Debreczeni spent the majority of 2018 stuck behind Reece Hodge and headed over to New Zealand after failing to receive a contract with the side, linking up with the Chiefs after impressing for Northland in the Mitre 10 Cup.
“I just went over because my uncle was hitting up clubs in Mitre 10,” said Debreczeni, who has New Zealand heritage on his mother’s side. “I never thought it was a realistic opportunity to go over and play Mitre 10 and then my uncle went over and did the hard work for me and we connected with Northland.”
“But going over, I didn’t have any contracts, I wasn’t in any talks with any Super Rugby clubs in New Zealand, so I just went over open-minded to anything that came along. I was fortunate enough to get the Chiefs to come along with (an offer) and I was excited to join them.”
Debreczeni was initially cautious about heading over to a fresh country, however, he has revelled in the fresh rugby culture and training of New Zealand that he believes has transformed his rugby skill set.
“Heading over there, there were no expectations of me, no one really knew how I’d go being an Australian in a New Zealand comp,” he said. “I’d stagnated due to my own doing, I’d stagnated in Australian rugby, so it was time for a new change, a new challenge and I thought it was the right time to have a crack in New Zealand.”

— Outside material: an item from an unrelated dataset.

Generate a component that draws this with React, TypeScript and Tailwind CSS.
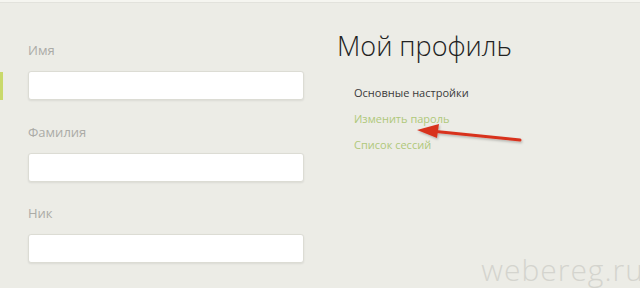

“And then joining a new environment – I’d been at the Rebels for five years and I’d got accustomed to everyone at the place – so going to Northland was fresh, it was sort of like the first day at school again and you had to be on your best behaviour and be on your toes.”
Despite his own transformation, Debreczeni believes that Australian rugby must continue to put resources into improving their own development systems, especially the NRC.
“I think NRC still has a big place in Australian rugby,” he said “If you look at Mitre 10 and how successful it is, Australia needs to keep putting time and effort into it to grow that third level of players and grow the depth in this country. So I would definitely say, stay with NRC.”